I’m really not quite sure where to start with this remarkable novel, and I can’t fathom why it’s taken twenty years and a book group choice to bring it to my attention. Influences: the focus on mediaeval times and integration of philosophy into a novel inevitably reminds me of Umberto Eco’s classic The Name of the Rose. The astonishing plot structure, hooking the reader with a major event and then immediately dropping it reminded me of Joseph Conrad’s The Secret Agent: a massive explosion in London: how did that happen? The writer teases, and you have to read and piece so many things together to get there and understand. And the interweaving of the three plot strands and the cutting from story to story in such a skilful, cinematographic way…
I was also hooked because of the setting in an area of Provence I’ve known and loved since my student days; I had vivid pictures in my mind as I read. Pears linked in to my interest in Roman history, church history and the Renaissance as well. Two things stretched my credulity just a little too much: the likelihood of Oliver the poet gaining access to the Pope and having such a powerful influence in him, and also the chance encounter between Julia the artist and Picasso.
So three stories are interwoven, from the start, each with a male hero and a significant female: a Roman aristocrat striving to sustain what remains of Roman civilisation in Provence in the mid-fifth century as all around is collapsing; a troubadour poet at the time of the emerging Renaissance and the arrival of the plague epidemic in the mid-14th century; a dilettante French intellectual in the 1930s as Europe lurches towards the inevitable crisis. The similarities in their situations and in their concerns are gradually revealed as the interwoven stories develop, and the 20th century character gradually unearths and pieces together the history of the other two characters.
The women are equally significant: one of the last-surviving Greek philosophers, a woman briefly glimpsed by a poet who instantly is love-stricken, and an artist seeking inspiration and originality.
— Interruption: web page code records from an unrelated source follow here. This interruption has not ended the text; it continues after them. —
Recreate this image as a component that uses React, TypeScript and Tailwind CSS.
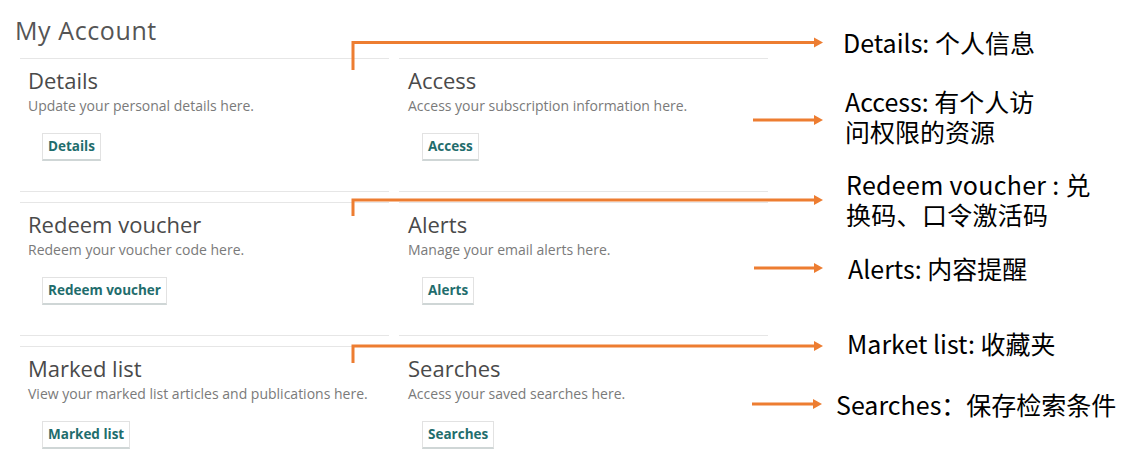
import React from "react";

const cards = [
  { title: "Details", desc: "Update your personal details here.", btn: "Details" },
  { title: "Access", desc: "Access your subscription information here.", btn: "Access" },
  { title: "Redeem voucher", desc: "Redeem your voucher code here.", btn: "Redeem voucher" },
  { title: "Alerts", desc: "Manage your email alerts here.", btn: "Alerts" },
  { title: "Marked list", desc: "View your marked list articles and publications here.", btn: "Marked list" },
  { title: "Searches", desc: "Access your saved searches here.", btn: "Searches" },
];

function Card({ title, desc, btn, right }: { title: string; desc: string; btn: string; right: boolean }) {
  return (
    <div className={`h-[134px] border-t border-b border-[#e6e6e6] ${right ? "pl-[9px]" : "pl-[8px]"} pt-[7px] flex flex-col items-start`}>
      <div className="text-[22px] leading-[28px] text-[#4a4a4a]">{title}</div>
      <div className="text-[14px] leading-[18px] text-[#7a7a7a] mt-[3px]">{desc}</div>
      <div className="mt-[18px] ml-[14px] border border-[#e2e2e2] border-b-2 border-b-[#cfd6d6] px-[5px] py-[3px] text-[13.5px] leading-[19px] font-bold text-[#1f6d6d] bg-white">
        {btn}
      </div>
    </div>
  );
}

function Annotations() {
  const orange = "#ED7D31";
  const head = (x: number, y: number) => (
    <polygon points={`${x - 9},${y - 5} ${x},${y} ${x - 9},${y + 5}`} fill={orange} />
  );
  return (
    <>
      <svg className="absolute left-0 top-0 pointer-events-none" width={1133} height={468}>
        <g stroke={orange} strokeWidth={3} fill="none">
          <path d="M353 70 V42.5 H815" />
          <path d="M353 216 V200 H815" />
          <path d="M353 363 V346 H815" />
          <path d="M753 120 H815" />
          <path d="M754 268 H815" />
          <path d="M752 404 H814" />
        </g>
        {head(823, 42.5)}
        {head(823, 200)}
        {head(823, 346)}
        {head(823, 120)}
        {head(823, 268)}
        {head(822, 404)}
      </svg>
      <div className="absolute left-[843px] top-[27px] text-[25px] leading-[30px] text-black whitespace-nowrap">Details: 个人信息</div>
      <div className="absolute left-[845px] top-[86px] text-[25px] leading-[30px] text-black whitespace-nowrap">
        <div>Access: 有个人访</div>
        <div>问权限的资源</div>
      </div>
      <div className="absolute left-[846px] top-[169px] text-[25px] leading-[30px] text-black whitespace-nowrap tracking-[0.3px]">
        <div>Redeem voucher : 兑</div>
        <div>换码、口令激活码</div>
      </div>
      <div className="absolute left-[848px] top-[253px] text-[25px] leading-[30px] text-black whitespace-nowrap">Alerts: 内容提醒</div>
      <div className="absolute left-[847px] top-[328px] text-[25px] leading-[30px] text-black whitespace-nowrap">Market list: 收藏夹</div>
      <div className="absolute left-[836px] top-[389px] text-[25px] leading-[30px] text-black whitespace-nowrap">Searches：保存检索条件</div>
    </>
  );
}

export default function App() {
  return (
    <div
      className="relative w-[1133px] h-[468px] bg-white overflow-hidden"
      style={{ fontFamily: "'Open Sans', 'Noto Sans', sans-serif" }}
    >
      <div className="pl-[15px] pt-[14px] text-[25px] leading-[32px] tracking-[0.6px] text-[#555]">My Account</div>
      <div className="ml-[20px] mt-[12px] w-[748px] grid grid-cols-2 gap-x-[10px] gap-y-[10px]">
        {cards.map((c, i) => (
          <Card key={c.title} {...c} right={i % 2 === 1} />
        ))}
      </div>
      <div style={{ fontFamily: "'Noto Sans CJK SC', 'Noto Sans', sans-serif" }}>
        <Annotations />
      </div>
    </div>
  );
}
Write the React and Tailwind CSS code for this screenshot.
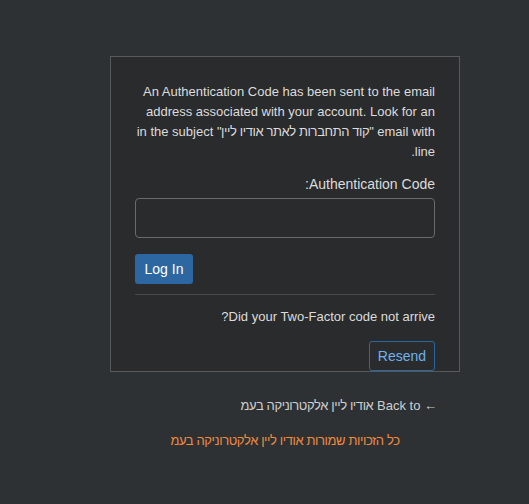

Where is truth, is one of Pears’ questions, as multiple versions of his characters’ pasts are unearthed, explored, theorised about. How much is lost over time, drifts into myth, or is deliberately distorted for others’ purposes. An even bigger issue is the idea that good people should strive to preserve the values of civilisation while the world around them crumbles into chaos. This is a difficult task, and fraught with compromise and betrayal, as each of the characters must discover; characters who we warm to and come to like have their very dark moments; we may be shocked, and at the same time we much acknowledge our gratitude at never having been tested in that way. Surrendering to barbarism is actually quite easy; it creeps up on you.
Pears digs deeper, though: what, exactly, is civilisation, and is it worth preserving? The perspective of the good or the worthy is restricted by their own time; later generations will look differently, judge differently. Each of the three male characters sells out or compromises himself in order, supposedly, to preserve that which is dearest to him, and in the grand scheme of things the enormous betrayals achieve very little. Interestingly (or significantly), none of the female characters does. In some ways, I found this a profoundly pessimistic novel, because so true to the human condition, it seemed to me.
It is a novel of ideas, and yet the characters are also vividly and convincingly drawn; I was surprised and moved by how Pears developed the initial flirtation between Julien the intellectual and Julia the artist into a powerful relationship, and what it ultimately led to. It’s a very thought-provoking read, at least to me; I shall hope to return to it some time soon, not least to try and unpick what Pears’ imagined characters explore about God, the soul and our purpose as human beings. Anyway, highly recommended.